3. Third, and last, the Repubs need a little compassion.  I have been thinking about compassion these days.  What is it?  Paul Miller in Love Walked Among Us suggests that compassion begins with considering and not judging.

"Judging is knee-jerk, quick, and bereft of thought, while compassion is slow and thought-filled.  By slowing down so that I could feel compassion, I was closer to both Courtney and Jill.  If I'd speeded up and judged, I would have been distant from them.  Judging separates and, thus, destroys community; compassion unites and creates commmunity."

Republicans are often accused of lacking compassion and being judgmental.  We don't think this about ourselves, myself included.  It is obvious to us that our way of life is right, we have done the right things to get there, and the deadbeats who want to take governmental handouts or live illegally in our society or legalize pot are irresponsible, lazy, naive, and dishonest.  People should take responsibility for their lives, and buck up.

If, however, compassion is slow and thought-filled, and begins with looking, I think we have to ask ourselves, how much have we actually looked at the situations of those who think differently than we?  How many Republicans live, for example, in urban areas?  How many even know illegal immigrants?  How many have friends who are gay, or a single mother on food stamps?  How much have we tried to understand the situations of those whom we oppose before judging and separating ourselves from them?  Like Jesus, let us look, consider, and try to understand before forming our conclusions.  If we do, I think that we will see we have it far less together than we normally think, and that the possessions and titles we think are "ours" are actually results of heritage, birth circumstance, and societal inequalities over which we had no control.  These realizations will make us more humble, loving, and generally likeable to the voting public.

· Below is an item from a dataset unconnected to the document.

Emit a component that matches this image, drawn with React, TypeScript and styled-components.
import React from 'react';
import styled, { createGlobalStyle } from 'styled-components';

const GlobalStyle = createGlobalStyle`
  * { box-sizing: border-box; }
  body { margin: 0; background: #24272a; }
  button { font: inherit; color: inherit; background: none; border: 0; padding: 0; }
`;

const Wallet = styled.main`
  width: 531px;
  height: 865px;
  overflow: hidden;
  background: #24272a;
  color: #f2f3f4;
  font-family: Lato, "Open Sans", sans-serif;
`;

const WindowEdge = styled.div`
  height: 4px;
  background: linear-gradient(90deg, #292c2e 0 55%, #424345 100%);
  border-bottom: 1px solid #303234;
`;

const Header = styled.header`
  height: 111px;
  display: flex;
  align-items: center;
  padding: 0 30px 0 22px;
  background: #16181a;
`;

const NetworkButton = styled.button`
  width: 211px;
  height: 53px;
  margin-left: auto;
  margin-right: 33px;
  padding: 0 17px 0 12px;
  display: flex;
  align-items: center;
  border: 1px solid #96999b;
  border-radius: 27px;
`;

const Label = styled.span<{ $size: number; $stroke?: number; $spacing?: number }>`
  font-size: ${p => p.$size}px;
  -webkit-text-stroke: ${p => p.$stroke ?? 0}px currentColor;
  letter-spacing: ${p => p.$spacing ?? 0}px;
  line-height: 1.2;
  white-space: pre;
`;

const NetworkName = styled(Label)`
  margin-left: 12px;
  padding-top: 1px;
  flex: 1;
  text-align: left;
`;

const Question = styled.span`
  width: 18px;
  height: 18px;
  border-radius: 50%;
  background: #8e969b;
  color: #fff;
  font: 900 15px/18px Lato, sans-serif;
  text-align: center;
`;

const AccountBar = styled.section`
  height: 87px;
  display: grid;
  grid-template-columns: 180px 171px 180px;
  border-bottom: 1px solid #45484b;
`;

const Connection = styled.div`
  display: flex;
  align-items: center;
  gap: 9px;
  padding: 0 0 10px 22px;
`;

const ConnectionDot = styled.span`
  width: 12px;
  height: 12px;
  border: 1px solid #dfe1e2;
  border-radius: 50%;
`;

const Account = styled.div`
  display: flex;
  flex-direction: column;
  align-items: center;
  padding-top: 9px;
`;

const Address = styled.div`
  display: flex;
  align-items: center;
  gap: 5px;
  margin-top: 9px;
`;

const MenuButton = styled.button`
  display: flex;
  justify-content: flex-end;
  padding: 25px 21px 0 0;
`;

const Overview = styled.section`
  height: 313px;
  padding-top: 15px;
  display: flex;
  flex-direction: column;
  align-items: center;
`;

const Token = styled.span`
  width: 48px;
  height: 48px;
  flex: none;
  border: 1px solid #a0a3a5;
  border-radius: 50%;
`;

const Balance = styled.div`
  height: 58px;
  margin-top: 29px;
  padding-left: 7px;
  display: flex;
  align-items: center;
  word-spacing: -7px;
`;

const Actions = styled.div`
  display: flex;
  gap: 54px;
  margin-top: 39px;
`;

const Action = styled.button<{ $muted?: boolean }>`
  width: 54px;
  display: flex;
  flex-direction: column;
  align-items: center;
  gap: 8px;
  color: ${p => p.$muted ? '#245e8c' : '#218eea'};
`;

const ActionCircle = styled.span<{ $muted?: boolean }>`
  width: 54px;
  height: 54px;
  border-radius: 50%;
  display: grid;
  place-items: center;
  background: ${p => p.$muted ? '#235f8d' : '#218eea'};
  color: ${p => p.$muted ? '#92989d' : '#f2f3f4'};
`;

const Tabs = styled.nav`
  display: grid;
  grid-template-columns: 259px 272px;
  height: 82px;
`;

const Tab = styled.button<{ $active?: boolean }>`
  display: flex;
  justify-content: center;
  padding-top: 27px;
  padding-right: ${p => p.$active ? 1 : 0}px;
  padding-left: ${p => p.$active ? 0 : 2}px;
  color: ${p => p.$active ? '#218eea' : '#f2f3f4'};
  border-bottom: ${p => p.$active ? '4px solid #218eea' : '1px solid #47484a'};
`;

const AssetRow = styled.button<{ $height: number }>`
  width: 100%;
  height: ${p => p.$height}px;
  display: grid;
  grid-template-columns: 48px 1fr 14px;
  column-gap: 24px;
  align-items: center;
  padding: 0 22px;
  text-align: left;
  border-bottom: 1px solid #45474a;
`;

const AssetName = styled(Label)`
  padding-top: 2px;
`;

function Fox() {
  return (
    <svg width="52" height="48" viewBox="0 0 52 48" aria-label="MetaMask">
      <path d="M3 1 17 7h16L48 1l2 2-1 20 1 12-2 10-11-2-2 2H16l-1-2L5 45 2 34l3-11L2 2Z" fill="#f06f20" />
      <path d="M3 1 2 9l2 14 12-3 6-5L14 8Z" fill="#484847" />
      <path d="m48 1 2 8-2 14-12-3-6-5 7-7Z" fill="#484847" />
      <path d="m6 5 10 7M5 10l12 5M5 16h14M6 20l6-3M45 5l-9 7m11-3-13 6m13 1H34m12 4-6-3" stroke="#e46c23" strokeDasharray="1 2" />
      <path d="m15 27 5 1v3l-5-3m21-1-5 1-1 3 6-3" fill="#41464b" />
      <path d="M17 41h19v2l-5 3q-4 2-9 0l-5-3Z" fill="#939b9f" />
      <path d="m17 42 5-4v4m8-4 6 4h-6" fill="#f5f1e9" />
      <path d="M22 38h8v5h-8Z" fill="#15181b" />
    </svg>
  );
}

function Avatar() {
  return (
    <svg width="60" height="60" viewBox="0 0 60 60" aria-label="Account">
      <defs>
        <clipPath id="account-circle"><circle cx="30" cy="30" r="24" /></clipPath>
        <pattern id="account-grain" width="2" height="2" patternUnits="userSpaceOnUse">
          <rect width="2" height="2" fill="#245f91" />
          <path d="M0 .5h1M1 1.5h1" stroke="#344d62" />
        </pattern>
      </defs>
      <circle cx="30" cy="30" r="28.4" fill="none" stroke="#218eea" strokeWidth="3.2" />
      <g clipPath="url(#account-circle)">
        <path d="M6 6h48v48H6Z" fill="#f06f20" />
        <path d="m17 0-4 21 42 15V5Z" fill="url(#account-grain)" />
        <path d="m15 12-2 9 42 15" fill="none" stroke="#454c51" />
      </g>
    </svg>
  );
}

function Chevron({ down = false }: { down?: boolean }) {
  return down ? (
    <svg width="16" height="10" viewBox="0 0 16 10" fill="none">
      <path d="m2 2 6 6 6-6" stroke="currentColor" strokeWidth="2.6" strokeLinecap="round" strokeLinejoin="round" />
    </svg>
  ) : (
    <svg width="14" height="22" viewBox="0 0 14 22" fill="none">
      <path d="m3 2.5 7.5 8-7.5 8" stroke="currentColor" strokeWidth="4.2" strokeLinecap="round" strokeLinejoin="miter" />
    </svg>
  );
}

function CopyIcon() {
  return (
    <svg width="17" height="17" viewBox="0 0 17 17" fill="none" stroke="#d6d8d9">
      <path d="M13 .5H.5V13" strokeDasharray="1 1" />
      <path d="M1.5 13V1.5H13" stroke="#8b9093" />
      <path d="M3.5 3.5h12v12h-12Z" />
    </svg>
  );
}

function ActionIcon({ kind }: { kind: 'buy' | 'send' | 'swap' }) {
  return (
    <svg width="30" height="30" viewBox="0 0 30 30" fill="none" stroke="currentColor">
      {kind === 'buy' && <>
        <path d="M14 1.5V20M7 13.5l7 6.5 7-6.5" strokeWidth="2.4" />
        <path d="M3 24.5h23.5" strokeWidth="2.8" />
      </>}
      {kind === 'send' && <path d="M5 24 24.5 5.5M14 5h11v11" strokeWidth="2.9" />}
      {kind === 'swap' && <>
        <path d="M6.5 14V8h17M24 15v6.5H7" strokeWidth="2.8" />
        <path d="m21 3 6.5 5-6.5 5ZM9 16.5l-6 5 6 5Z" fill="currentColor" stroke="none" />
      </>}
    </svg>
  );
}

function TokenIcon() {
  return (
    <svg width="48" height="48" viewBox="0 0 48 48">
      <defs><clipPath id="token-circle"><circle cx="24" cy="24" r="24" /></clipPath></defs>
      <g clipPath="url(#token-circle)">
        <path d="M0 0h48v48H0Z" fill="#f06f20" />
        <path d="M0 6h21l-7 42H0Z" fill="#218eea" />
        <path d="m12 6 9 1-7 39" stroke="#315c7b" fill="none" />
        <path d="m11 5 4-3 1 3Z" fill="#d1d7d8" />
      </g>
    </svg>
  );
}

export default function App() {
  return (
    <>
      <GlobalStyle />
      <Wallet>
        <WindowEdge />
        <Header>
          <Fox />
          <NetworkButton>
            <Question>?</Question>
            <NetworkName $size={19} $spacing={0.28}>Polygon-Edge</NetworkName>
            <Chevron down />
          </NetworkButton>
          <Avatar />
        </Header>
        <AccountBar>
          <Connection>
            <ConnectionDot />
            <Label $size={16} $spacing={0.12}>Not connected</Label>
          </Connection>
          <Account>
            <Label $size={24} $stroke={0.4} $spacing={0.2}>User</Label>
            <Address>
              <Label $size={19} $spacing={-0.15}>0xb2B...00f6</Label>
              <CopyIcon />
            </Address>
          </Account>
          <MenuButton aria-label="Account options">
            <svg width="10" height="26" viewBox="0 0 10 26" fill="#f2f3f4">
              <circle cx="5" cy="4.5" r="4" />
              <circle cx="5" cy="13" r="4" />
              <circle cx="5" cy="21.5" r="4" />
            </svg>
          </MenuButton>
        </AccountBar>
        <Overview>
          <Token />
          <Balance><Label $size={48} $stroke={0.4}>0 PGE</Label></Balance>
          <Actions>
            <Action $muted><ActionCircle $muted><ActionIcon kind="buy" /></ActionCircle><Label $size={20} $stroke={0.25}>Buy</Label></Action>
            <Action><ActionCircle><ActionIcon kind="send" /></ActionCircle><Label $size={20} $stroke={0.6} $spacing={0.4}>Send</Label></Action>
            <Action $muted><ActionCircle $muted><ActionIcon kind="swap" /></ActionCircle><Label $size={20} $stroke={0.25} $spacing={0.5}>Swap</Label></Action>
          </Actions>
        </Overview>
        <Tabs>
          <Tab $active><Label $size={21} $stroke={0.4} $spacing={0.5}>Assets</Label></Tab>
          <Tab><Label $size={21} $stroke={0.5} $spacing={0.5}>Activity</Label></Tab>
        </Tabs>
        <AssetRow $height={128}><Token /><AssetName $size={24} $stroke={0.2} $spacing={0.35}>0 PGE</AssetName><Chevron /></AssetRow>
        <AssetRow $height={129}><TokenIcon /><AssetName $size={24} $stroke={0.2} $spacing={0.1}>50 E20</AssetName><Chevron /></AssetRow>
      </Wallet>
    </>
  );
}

Well, take it or leave it, but this is my blueprint forward for the party that I think has a lot to offer to America.  Revise the immigration policy, convince people they were made to work, and exercise more compassion.  These three things will make the message of the Republican party more palatable in our rapidly changing public square.




Wednesday, January 4, 2012

Where are the Bereans?

The old joke among seminarians that "I went to cemetery" is really funny because, well, it's true.  Seminary, to which I went for three years, holds many pitfalls, among them spiritual pride, intellectualization of faith, factionalism among conservatives and loss of faith in the reality of God among liberals.  However, in my detoxification over the last few years, another danger I did not notice at first has been coming more and more to light for me, that I thought to share because it relates to all who seek to follow Christ sincerely.  That danger is to box the Bible into theology rather than let the Bible shape our theology.

I used to read the Bible through in a year.  For 10 years I did this, faithfully, and then I went to seminary.  There, I read all about the Bible, learned the original languages and translated the Bible, and read books commenting on the books that commented on the Bible.  But rarely did teachers open the Bible and challenge us to read it for ourselves.

The end result of this experience was, that I came out thinking I knew enough about the Bible to not read it as much.  I had been filled, and now I just needed to fill others with what had been given me, and seek to live by the light I had been given.

But recently, I read the biography of C.T. Studd, pioneer missionary to Africa.  One striking feature of his life was his copious Bible-reading, especially in his waning years.  He was a man of one book, rising at 4 a.m. each day to read for several hours and enjoy God speaking to him through the Word.  So that he would not be influenced by his own notes in the margins, he got a new Bible each year, the RSV, and started reading all over again, with an open heart, asking God to speak to him in the early, quiet hours.  His theology was constantly being shaped by the Word and Spirit, not the other way around.

I wonder, do many of us, like me, come to the Bible with so many pre-conceived notions that we can't hear what it is saying?  (If we read it at all!)  Have we ceased to become like the Bereans in Acts, who Luke commends as "noble" for going home and "searching the Scriptures" to see if the message Paul had for them was true?  Are we seeking truth?  Or, are we seeking confirmation for what we already believe to be true?

This year, let us sit down with open hearts, in the early or late hours, alone with God.  Let us open our hearts and ask God to teach, for his Spirit to lead, and may the Spirit guide us into all truth. (John 16:13)  Then, our theology will be shaped by the living Word, and not the other way around.